Can you imagine the government and police outrage if this had been an attack on a white community by a person of colour? The government’s response would have been instant, while front page headlines of a suicide bombing would have dominated our front pages. Instead, home secretary Suella Braverman expressed a delayed, half-baked concern over the “distressing incident“, several hours after it happened.

Victim blaming

But the racism and xenophobia doesn’t stop there. In response to the attack, Dover’s Tory councillor, Nigel Collor, said:

I’d like to see them stop the boats coming across. I know this is something that’s been going on for a few years and if they stopped the boats coming in you wouldn’t have the problem.

Yes, that’s right: the councillor hasn’t directly expressed outrage at the attack, nor shown any concern for those who could have been killed. Instead, he has placed the blame squarely on the victims. He argued that if people didn’t flee to England in the first place, attacks like this wouldn’t happen.
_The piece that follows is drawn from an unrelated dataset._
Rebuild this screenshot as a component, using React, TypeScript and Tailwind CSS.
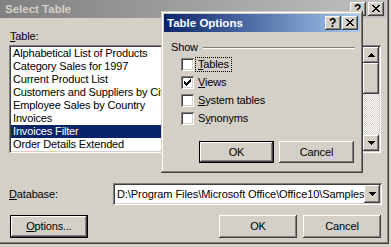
import React from "react";

const RAISED =
  "shadow-[inset_-1px_-1px_#404040,inset_1px_1px_#ffffff,inset_-2px_-2px_#808080,inset_2px_2px_#d4d0c8]";
const SUNKEN =
  "shadow-[inset_1px_1px_#808080,inset_-1px_-1px_#ffffff,inset_2px_2px_#404040,inset_-2px_-2px_#d4d0c8]";
const DEFAULT_BTN =
  "shadow-[inset_0_0_0_1px_#000000,inset_-2px_-2px_#404040,inset_2px_2px_#ffffff,inset_-3px_-3px_#808080]";
const WINDOW =
  "shadow-[inset_-1px_-1px_#404040,inset_1px_1px_#d4d0c8,inset_-2px_-2px_#808080,inset_2px_2px_#ffffff]";

function Pixels({ w, h, px }: { w: number; h: number; px: number[][] }) {
  return (
    <svg width={w} height={h} shapeRendering="crispEdges" className="block">
      {px.map(([x, y], i) => (
        <rect key={i} x={x} y={y} width="1" height="1" fill="#000" />
      ))}
    </svg>
  );
}

const X_PX = [
  [0, 0], [1, 0], [6, 0], [7, 0],
  [1, 1], [2, 1], [5, 1], [6, 1],
  [2, 2], [3, 2], [4, 2], [5, 2],
  [3, 3], [4, 3],
  [2, 4], [3, 4], [4, 4], [5, 4],
  [1, 5], [2, 5], [5, 5], [6, 5],
  [0, 6], [1, 6], [6, 6], [7, 6],
];

const UP_PX = [
  [3, 0],
  [2, 1], [3, 1], [4, 1],
  [1, 2], [2, 2], [3, 2], [4, 2], [5, 2],
  [0, 3], [1, 3], [2, 3], [3, 3], [4, 3], [5, 3], [6, 3],
];
const DOWN_PX = UP_PX.map(([x, y]) => [x, 3 - y]);

const CHECK_PX = [
  [6, 0],
  [5, 1], [6, 1],
  [0, 2], [4, 2], [5, 2], [6, 2],
  [0, 3], [1, 3], [3, 3], [4, 3], [5, 3],
  [0, 4], [1, 4], [2, 4], [3, 4], [4, 4],
  [1, 5], [2, 5], [3, 5],
  [2, 6],
];

function TitleBtn({ kind }: { kind: "help" | "close" }) {
  return (
    <div
      className={`w-[16px] h-[14px] bg-[#d4d0c8] ${RAISED} flex items-center justify-center`}
    >
      {kind === "close" ? (
        <div className="-mt-[1px] -ml-[1px]">
          <Pixels w={8} h={7} px={X_PX} />
        </div>
      ) : (
        <span className="text-[12px] leading-[12px] font-bold text-black -mt-[1px] -ml-[1px]">?</span>
      )}
    </div>
  );
}

function Btn({
  children,
  w,
  h,
  def,
}: {
  children: React.ReactNode;
  w: string;
  h: string;
  def?: boolean;
}) {
  return (
    <div
      className={`${w} ${h} bg-[#d4d0c8] ${def ? DEFAULT_BTN : RAISED} flex items-center justify-center text-black`}
    >
      {children}
    </div>
  );
}

function U({ children }: { children: React.ReactNode }) {
  return <span className="underline underline-offset-[1px] decoration-1">{children}</span>;
}

function Check({ checked, label, focus }: { checked?: boolean; label: React.ReactNode; focus?: boolean }) {
  return (
    <div className="flex items-start h-[18px]">
      <div className={`w-[13px] h-[13px] bg-white ${SUNKEN} flex items-center justify-center`}>
        {checked && <Pixels w={7} h={7} px={CHECK_PX} />}
      </div>
      <span
        className={`ml-[1px] -mt-[1px] px-[2px] leading-[13px] border border-dotted ${focus ? "border-black" : "border-transparent"}`}
      >
        {label}
      </span>
    </div>
  );
}

const ITEMS = [
  "Alphabetical List of Products",
  "Category Sales for 1997",
  "Current Product List",
  "Customers and Suppliers by City",
  "Employee Sales by Country",
  "Invoices",
  "Invoices Filter",
  "Order Details Extended",
];

export default function App() {
  return (
    <div className="w-[391px] h-[247px] bg-[#d4d0c8] overflow-hidden font-['Liberation_Sans',Arial,sans-serif] text-[11px] leading-[13px] tracking-[-0.15px] text-black">
      <div className={`relative w-[389px] h-[244px] bg-[#d4d0c8] pr-[3px] pb-[3px] shadow-[inset_-1px_-1px_#404040,inset_-2px_-2px_#808080]`}>
        {/* Outer title bar (inactive) */}
        <div className="h-[18px] bg-[linear-gradient(to_right,#808080,#c0c0c0)] flex items-center pl-[5px] pr-[2px]">
          <span className="font-bold text-[11.5px] tracking-normal text-[#d4d0c8] flex-1">Select Table</span>
          <div className="flex gap-[2px]">
            <TitleBtn kind="help" />
            <TitleBtn kind="close" />
          </div>
        </div>

        {/* Outer content */}
        <div className="pl-[9px]">
          <div className="mt-[12px] ml-[1px] h-[13px]">
            <U>T</U>able:
          </div>
          <div className={`mt-[2px] w-[372px] h-[108px] bg-white ${SUNKEN} p-[2px] flex`}>
            <div className="flex-1 flex flex-col overflow-hidden">
              {ITEMS.map((it, i) => (
                <div
                  key={it}
                  className={`h-[13px] pl-[2px] whitespace-nowrap ${i === 6 ? "bg-[#0a246a] text-white" : ""}`}
                >
                  {it}
                </div>
              ))}
            </div>
            <div className="w-[16px] flex flex-col">
              <div className={`h-[16px] bg-[#d4d0c8] ${RAISED} flex items-center justify-center`}>
                <div className="-mt-[1px]">
                  <Pixels w={7} h={4} px={UP_PX} />
                </div>
              </div>
              <div className="flex-1 flex flex-col bg-[repeating-conic-gradient(#d4d0c8_0%_25%,#ffffff_0%_50%)] bg-[length:2px_2px]">
                <div className={`h-[31px] bg-[#d4d0c8] ${RAISED}`} />
              </div>
              <div className={`h-[16px] bg-[#d4d0c8] ${RAISED} flex items-center justify-center`}>
                <Pixels w={7} h={4} px={DOWN_PX} />
              </div>
            </div>
          </div>

          <div className="mt-[30px] h-[22px] flex items-center">
            <span className="w-[104px]">
              <U>D</U>atabase:
            </span>
            <div className={`w-[269px] h-[22px] bg-white ${SUNKEN} p-[2px] flex items-center`}>
              <span className="flex-1 overflow-hidden whitespace-nowrap pl-[2px] tracking-[-0.08px]">
                D:\Program Files\Microsoft Office\Office10\Samples
              </span>
              <div className={`w-[16px] h-[18px] bg-[#d4d0c8] ${RAISED} flex items-center justify-center`}>
                <Pixels w={7} h={4} px={DOWN_PX} />
              </div>
            </div>
          </div>

          <div className="mt-[10px] flex items-center w-[373px]">
            <div className="ml-[1px]">
              <Btn w="w-[78px]" h="h-[23px]" def>
                <span>
                  <U>O</U>ptions...
                </span>
              </Btn>
            </div>
            <div className="ml-auto mr-[1px] flex gap-[6px]">
              <Btn w="w-[78px]" h="h-[23px]">OK</Btn>
              <Btn w="w-[78px]" h="h-[23px]">Cancel</Btn>
            </div>
          </div>
        </div>

        {/* Table Options dialog (floating window) */}
        <div className={`absolute left-[161px] top-[11px] w-[202px] h-[162px] bg-[#d4d0c8] ${WINDOW} p-[3px]`}>
          <div className="h-[18px] bg-[linear-gradient(to_right,#0a246a,#a6caf0)] flex items-center pl-[3px] pr-[2px]">
            <span className="font-bold text-[11.5px] tracking-normal text-white flex-1">Table Options</span>
            <div className="flex gap-[1px]">
              <TitleBtn kind="help" />
              <TitleBtn kind="close" />
            </div>
          </div>

          <div className="mt-[9px] h-[13px] flex items-center pl-[7px] pr-[5px]">
            <span>Show</span>
            <div className="flex-1 ml-[5px] h-[2px] border-t border-[#808080] border-b-white border-b" />
          </div>

          <div className="mt-[4px] pl-[17px] flex flex-col">
            <Check label={<><U>T</U>ables</>} focus />
            <Check label={<><U>V</U>iews</>} checked />
            <Check label={<><U>S</U>ystem tables</>} />
            <Check label={<>S<U>y</U>nonyms</>} />
          </div>

          <div className="mt-[11px] pl-[35px] flex gap-[5px]">
            <Btn w="w-[75px]" h="h-[22px]" def>OK</Btn>
            <Btn w="w-[75px]" h="h-[22px]">Cancel</Btn>
          </div>
        </div>
      </div>
    </div>
  );
}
Disgraceful.

Dover and its neighbouring district of Thanet are deprived areas of the country, where opportunities are scarce and where xenophobic viewpoints – blaming others for working class poverty – can easily take hold. Politicians like Collor carry a weight of responsibility when they spread racist opinions of an invading ‘other’. Nigel Farage targeted the same area back in 2015 when he stood as MP in the South Thanet constituency, which also spans parts of Dover.

It’s clear that Farage hoped his viewpoints would resonate with the local population. He saw them as easy prey for his fascist views. Fortunately, he lost that election, but we shouldn’t underestimate his and Collor’s influence.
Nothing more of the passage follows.